- **What the task requires**
Pictures stay out of this copy, which runs from the first line of the material through the line containing "w-[450px] h-[800px] flex".

- **Interface markup and scripts**
================================

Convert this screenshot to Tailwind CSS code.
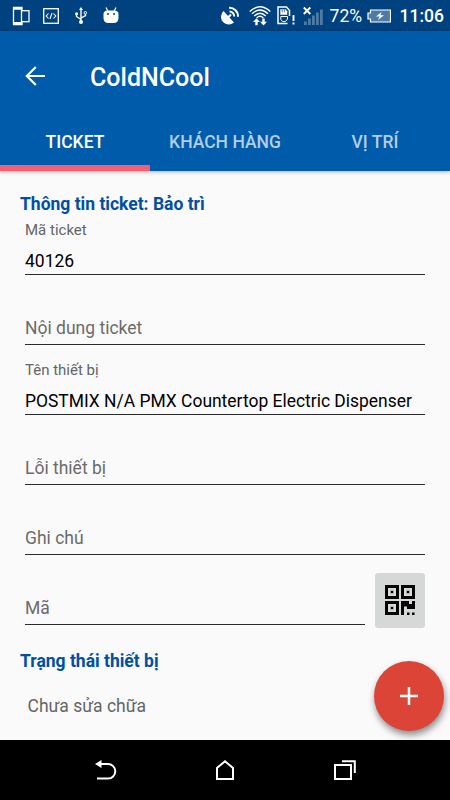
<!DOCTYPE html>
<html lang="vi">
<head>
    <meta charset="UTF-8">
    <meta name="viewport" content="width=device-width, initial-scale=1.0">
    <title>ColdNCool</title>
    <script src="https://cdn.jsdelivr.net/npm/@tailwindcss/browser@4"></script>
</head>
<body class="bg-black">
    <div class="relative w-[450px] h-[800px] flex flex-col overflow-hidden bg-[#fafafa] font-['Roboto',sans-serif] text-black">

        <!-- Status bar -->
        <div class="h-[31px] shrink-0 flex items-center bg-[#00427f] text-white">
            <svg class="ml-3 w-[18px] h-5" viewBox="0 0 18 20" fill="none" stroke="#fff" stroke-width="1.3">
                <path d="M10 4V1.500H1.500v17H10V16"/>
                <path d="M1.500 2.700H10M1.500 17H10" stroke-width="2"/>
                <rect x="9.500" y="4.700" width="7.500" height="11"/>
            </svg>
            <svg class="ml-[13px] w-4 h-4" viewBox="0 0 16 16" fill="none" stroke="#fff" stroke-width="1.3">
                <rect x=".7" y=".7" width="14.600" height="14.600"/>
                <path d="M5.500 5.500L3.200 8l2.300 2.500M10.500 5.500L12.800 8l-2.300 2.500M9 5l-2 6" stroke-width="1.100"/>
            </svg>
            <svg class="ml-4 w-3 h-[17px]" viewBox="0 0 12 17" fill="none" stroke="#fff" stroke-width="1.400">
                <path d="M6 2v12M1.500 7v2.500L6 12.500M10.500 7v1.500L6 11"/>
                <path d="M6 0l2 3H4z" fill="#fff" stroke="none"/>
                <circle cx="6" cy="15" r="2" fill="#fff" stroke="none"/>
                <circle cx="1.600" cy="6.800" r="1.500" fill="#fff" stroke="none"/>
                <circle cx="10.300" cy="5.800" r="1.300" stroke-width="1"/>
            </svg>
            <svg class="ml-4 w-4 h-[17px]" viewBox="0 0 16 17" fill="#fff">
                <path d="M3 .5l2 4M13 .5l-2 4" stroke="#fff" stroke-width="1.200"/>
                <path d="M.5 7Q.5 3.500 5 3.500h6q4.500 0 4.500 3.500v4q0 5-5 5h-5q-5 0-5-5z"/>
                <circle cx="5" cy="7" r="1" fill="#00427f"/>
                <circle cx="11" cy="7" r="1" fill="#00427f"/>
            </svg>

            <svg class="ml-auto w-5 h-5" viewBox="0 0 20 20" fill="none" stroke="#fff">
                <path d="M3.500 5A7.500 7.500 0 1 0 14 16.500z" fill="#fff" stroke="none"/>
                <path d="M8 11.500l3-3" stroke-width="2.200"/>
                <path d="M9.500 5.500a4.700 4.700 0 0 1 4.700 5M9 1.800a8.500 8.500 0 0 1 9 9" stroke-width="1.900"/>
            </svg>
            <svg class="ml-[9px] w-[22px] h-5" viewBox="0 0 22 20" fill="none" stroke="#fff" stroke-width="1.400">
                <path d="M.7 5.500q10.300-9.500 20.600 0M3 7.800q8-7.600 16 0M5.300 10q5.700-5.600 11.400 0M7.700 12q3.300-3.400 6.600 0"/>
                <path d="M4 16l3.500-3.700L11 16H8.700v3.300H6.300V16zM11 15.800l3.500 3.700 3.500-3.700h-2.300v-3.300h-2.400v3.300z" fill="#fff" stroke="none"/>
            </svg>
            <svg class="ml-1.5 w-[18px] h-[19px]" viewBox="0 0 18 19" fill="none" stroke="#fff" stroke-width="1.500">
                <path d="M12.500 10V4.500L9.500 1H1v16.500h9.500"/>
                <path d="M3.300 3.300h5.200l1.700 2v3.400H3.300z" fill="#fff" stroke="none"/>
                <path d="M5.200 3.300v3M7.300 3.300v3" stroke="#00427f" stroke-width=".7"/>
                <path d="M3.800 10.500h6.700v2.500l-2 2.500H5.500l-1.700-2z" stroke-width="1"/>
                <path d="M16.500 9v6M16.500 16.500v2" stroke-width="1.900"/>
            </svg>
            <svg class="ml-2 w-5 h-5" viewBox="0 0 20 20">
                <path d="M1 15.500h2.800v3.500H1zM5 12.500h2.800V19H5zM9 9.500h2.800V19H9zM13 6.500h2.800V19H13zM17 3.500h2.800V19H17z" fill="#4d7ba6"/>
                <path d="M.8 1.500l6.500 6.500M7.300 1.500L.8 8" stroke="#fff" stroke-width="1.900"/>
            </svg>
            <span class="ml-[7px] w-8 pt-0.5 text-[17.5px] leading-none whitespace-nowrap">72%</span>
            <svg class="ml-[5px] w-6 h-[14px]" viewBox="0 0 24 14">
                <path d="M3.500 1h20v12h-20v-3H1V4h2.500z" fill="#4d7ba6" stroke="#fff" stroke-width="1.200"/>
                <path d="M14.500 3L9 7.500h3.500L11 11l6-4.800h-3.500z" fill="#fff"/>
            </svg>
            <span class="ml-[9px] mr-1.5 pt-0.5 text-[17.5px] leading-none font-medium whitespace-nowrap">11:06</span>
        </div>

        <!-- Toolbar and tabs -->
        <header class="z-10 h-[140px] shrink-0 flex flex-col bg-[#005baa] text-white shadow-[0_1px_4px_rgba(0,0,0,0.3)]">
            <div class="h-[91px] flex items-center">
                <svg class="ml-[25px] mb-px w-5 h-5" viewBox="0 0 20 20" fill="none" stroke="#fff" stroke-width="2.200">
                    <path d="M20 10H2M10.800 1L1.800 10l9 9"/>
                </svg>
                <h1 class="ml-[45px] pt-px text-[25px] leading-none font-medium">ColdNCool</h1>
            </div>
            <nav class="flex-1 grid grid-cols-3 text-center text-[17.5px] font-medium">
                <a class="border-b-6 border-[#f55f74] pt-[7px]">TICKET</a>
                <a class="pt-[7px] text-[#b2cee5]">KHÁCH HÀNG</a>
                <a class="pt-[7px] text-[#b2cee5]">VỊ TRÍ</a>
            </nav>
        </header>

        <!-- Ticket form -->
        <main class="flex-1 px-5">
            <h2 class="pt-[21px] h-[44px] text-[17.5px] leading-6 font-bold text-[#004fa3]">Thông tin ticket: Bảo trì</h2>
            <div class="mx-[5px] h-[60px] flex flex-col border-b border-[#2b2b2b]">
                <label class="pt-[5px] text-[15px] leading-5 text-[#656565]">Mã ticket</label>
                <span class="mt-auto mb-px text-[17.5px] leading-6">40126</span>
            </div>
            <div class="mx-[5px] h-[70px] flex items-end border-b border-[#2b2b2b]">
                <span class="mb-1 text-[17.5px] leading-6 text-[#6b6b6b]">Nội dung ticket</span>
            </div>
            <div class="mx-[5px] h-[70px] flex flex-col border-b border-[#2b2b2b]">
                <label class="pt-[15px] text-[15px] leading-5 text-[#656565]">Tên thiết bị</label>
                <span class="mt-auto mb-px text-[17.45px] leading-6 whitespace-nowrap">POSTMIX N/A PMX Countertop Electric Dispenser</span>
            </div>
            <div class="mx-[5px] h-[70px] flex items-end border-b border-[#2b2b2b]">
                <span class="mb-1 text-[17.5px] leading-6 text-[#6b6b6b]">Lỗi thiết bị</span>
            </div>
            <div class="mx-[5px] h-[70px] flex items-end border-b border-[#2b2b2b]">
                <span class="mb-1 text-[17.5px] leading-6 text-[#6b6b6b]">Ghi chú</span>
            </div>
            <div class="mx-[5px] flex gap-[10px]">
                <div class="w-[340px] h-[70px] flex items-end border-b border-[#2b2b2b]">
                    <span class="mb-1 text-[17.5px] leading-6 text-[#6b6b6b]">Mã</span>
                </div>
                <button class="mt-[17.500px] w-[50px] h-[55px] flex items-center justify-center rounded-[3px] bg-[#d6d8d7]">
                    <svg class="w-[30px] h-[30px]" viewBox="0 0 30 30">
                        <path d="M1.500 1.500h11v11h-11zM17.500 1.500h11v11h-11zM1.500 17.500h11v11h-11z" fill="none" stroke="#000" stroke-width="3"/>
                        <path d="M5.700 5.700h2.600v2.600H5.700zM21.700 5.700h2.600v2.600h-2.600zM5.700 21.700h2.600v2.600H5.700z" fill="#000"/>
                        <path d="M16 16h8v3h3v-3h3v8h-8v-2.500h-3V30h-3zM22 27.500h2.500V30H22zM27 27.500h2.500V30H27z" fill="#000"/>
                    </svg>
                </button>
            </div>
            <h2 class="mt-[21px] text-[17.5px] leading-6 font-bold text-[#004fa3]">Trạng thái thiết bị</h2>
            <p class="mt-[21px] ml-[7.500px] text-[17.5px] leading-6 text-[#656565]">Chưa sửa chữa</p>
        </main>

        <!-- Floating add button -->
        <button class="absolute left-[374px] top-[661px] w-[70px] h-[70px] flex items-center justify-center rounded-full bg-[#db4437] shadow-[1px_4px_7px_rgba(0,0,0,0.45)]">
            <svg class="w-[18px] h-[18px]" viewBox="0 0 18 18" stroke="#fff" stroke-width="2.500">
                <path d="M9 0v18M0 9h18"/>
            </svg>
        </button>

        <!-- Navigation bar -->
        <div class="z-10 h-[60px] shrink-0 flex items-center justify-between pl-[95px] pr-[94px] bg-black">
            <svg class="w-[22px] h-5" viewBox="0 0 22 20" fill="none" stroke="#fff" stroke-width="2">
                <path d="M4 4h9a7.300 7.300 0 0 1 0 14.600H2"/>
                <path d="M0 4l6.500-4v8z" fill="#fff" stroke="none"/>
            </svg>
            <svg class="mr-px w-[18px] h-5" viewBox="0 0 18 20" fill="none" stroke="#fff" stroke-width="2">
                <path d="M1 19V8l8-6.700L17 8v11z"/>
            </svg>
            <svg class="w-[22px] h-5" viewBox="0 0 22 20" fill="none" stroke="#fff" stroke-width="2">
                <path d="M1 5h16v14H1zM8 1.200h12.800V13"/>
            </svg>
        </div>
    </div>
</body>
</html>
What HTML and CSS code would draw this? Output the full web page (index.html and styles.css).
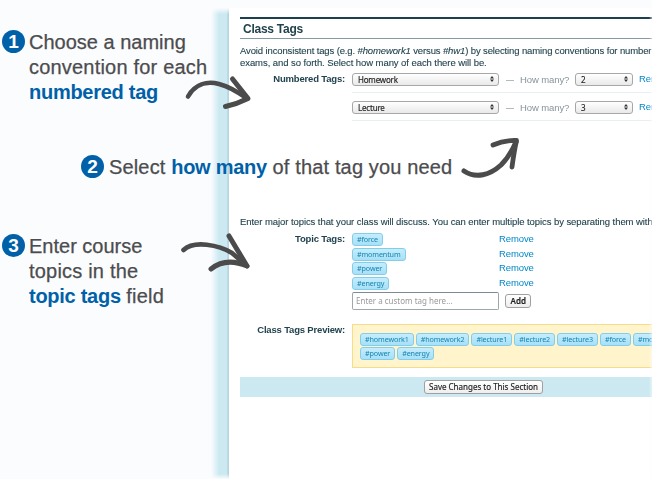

================================

- **Expected answer**
Convert this screenshot to Tailwind CSS code.
<!DOCTYPE html>
<html lang="vi">
<head>
    <meta charset="UTF-8">
    <meta name="viewport" content="width=device-width, initial-scale=1.0">
    <title>ColdNCool</title>
    <script src="https://cdn.jsdelivr.net/npm/@tailwindcss/browser@4"></script>
</head>
<body class="bg-black">
    <div class="relative w-[450px] h-[800px] flex flex-col overflow-hidden bg-[#fafafa] font-['Roboto',sans-serif] text-black">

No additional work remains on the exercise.